Nell'anno di Cristo MCCCXLI, a dì XV d'aprile, i Fiorentini avendo fatto porre oste al castello di San Bavello di Guido Alberti di conti Guidi, infino che fu condannato cogli altri conti, come dicemmo poco adietro, per cominciare l'esecuzioni delle loro condannagioni, essendo molto stretto, e non attendea soccorso, s'arrendé al Comune di Firenze salve le persone. Il quale feciono tutto diroccare per ricordo e vendetta contro al detto Guido: che più tempo dinanzi avendo il Comune di Firenze per sua lettera richiesto e citato il detto Guido  per alcuna cagione, per dispetto del nostro Comune nel detto San Bavello dinanzi a più suoi fedeli al messo del Comune fece mangiare la detta lettera con tutto il suggello, e poi accomiatandolo villanamente, dicendo per dispetto del Comune, se più vi tornasse, o egli o altri, gli farebbe impiccare per la gola; onde sentendosi in Firenze, grande sdegno ne venne quasi a tutti i cittadini".

A spedire le sue truppe ad assediare il forte, sull'onda di tale sdegno, fu il Gonfaloniere Porcello da Diacceto. Sì: si chiamava così. "Il superbo conte riparò svergognato a Modigliana e San Bavello fu diroccato e distrutto" conferma Lino Chini, "e tutto il piviere con i popoli di S. Maria a Ficciana e di S. Niccolò a Casale vennero in potere della Repubblica [fiorentina]".

Alla Rocca si giunge per una strada erta e sterrata, ma pulita e agevole. Sul poggio, un alto spuntone di roccia da cui si domina l'intera vallata (foto d'apertura). Poi, i cumuli di pietre, ultimo vestigio dell'antico castello, e uno stretto pertugio tra due lastre di roccia, dalla funzione incerta.
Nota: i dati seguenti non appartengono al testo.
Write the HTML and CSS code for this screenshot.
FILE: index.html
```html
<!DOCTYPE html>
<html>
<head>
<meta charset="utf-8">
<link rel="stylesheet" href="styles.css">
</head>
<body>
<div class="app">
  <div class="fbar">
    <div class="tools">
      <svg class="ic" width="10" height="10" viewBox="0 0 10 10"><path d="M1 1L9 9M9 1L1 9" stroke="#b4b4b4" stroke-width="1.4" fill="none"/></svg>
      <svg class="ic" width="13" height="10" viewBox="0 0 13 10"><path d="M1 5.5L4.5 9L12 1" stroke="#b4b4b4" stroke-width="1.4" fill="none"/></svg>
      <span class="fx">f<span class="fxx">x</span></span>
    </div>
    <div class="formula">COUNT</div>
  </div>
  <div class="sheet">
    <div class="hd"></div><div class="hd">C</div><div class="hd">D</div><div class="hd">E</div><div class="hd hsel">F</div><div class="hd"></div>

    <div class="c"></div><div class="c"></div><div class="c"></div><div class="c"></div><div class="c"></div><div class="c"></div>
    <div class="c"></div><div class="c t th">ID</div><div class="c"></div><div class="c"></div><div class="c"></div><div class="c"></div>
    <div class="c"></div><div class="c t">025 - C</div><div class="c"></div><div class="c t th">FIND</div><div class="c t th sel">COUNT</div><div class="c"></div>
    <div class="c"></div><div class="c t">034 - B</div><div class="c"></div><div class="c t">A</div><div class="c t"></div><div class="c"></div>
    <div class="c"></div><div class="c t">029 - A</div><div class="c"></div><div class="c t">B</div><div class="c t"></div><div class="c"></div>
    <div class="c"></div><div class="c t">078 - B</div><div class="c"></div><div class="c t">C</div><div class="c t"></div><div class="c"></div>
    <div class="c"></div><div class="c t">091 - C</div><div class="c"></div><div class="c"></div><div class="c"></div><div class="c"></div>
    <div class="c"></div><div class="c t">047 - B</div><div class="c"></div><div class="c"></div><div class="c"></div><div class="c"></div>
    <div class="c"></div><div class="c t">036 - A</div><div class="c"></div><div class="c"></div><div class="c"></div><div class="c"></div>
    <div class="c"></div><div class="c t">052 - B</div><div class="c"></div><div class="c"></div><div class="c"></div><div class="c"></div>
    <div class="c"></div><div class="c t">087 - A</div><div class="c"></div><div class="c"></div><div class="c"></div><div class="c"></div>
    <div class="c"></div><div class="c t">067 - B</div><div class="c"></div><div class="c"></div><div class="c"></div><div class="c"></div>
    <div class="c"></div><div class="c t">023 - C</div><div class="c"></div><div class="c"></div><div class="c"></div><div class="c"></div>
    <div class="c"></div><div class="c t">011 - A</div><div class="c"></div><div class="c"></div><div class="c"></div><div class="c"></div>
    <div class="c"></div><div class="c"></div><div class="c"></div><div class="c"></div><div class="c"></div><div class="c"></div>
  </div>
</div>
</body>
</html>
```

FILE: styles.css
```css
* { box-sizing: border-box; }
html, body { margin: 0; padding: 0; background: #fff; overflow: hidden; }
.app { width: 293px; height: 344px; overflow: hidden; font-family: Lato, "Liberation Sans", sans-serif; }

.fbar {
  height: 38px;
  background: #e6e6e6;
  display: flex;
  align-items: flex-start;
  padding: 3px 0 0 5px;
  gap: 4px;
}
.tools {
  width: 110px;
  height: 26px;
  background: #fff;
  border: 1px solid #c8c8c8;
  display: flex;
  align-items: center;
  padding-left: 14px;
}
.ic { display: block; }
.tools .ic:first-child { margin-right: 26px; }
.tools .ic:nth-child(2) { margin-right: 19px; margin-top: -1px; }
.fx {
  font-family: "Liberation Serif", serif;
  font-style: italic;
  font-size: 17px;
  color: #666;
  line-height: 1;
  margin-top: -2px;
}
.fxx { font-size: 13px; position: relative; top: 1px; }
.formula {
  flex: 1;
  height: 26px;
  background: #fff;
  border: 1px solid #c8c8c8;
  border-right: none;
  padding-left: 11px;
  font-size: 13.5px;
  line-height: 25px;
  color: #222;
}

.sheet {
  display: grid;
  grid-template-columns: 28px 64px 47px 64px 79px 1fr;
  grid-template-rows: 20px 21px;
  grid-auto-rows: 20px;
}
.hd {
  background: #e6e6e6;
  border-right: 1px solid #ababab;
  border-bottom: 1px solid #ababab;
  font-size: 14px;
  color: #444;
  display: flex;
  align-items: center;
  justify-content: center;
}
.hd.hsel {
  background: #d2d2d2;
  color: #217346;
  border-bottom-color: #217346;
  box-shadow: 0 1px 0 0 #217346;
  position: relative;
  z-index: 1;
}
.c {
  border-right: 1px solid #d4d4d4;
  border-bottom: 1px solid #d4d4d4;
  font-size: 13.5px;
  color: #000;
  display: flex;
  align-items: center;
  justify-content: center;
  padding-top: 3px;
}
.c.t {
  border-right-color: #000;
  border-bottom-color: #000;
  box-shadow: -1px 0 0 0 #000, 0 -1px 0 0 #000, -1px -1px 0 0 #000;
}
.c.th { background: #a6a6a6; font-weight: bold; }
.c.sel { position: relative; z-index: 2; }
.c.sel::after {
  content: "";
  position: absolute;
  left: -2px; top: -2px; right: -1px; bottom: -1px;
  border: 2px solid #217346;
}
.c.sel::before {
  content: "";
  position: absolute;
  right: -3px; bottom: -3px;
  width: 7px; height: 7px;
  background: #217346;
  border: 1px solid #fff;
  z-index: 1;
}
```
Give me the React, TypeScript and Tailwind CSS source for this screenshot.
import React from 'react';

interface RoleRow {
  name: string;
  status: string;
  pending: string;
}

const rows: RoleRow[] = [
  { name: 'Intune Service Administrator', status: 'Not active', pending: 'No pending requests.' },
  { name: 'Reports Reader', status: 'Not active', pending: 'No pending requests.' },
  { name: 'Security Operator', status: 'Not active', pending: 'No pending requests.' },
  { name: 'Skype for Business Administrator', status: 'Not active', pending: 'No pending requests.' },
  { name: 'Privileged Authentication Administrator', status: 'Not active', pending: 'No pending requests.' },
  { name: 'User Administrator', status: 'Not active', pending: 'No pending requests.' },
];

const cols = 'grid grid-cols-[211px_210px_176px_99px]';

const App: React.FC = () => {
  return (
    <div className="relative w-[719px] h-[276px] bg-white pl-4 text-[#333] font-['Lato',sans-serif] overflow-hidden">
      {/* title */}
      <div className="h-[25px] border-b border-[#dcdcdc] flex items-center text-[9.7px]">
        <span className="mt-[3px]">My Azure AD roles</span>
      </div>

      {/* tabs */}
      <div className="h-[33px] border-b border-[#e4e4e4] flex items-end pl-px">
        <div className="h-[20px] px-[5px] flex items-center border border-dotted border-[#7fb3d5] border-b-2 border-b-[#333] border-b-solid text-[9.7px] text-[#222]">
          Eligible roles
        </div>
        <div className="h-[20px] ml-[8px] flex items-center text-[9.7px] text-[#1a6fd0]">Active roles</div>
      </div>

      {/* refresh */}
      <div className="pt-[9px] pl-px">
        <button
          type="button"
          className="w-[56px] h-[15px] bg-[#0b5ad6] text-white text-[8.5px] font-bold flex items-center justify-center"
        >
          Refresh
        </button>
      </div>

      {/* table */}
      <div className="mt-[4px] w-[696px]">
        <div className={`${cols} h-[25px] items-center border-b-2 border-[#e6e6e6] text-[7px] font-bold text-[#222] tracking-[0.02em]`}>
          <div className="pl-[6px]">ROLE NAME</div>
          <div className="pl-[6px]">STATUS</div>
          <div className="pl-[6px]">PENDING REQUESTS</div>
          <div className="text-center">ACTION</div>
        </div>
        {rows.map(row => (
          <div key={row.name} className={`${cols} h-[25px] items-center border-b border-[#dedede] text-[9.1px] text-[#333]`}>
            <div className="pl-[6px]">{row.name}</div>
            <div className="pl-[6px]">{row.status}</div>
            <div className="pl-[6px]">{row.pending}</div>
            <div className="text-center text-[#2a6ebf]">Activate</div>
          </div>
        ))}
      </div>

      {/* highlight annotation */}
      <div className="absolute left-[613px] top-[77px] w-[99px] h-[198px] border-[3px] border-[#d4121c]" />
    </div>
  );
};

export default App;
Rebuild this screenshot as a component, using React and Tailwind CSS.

Da un'altra parte, una specie di buca accuratamente ingabbiata. E soprattutto la cappella dedicata a Santa Lucia, in pietra, scarna e austera. Fu riedificata, non distante dalla preesistente e distrutta Chiesa di Santa Lucia, dalla famiglia Del Campana di San Godenzo, nel 1744, come riportato dalla lapide sotto l'altare. Come riportato invece dalla lapide sulla porta, è stata restaurata grazie alla famiglia Saccenti nel 1999.

Il signor Romano Saccenti l'aveva 'presa in consegna' nel 1987. Si adoperò con passione, grazie all'ausilio di tecnici specializzati, perché l'oratorio tornasse il più possibile com'era. Rifece la strada, per poter portare su il materiale e collaborò con le Belle Arti di Firenze perché fosse realizzato un grande dipinto di S. Lucia, in sostituzione di un altro che era stato rubato. Lo fecero alcuni studenti senza compenso, se non quello di una grande festa popolare. Per molti anni questa festa si è ripetuta con la partecipazione entusiastica di tutto il paese.

La 'buca' sul poggio di cui si è detto, secondo una leggenda, sarebbe l'imbocco di una sorta di galleria segreta realizzata quando la Rocca era in piedi, per garantire la fuga agli assediati. I precedenti proprietari del terreno l'avevano fatta ostruire perché non costituisse un pericolo per la gente, bambini soprattutto. Romano sperava di riuscire a scavare questa buca per vedere dove porta, e verificare se davvero si tratta solo di una leggenda. Quattro anni fa purtroppo ci ha lasciati, senza poter portare a termine il suo proposito.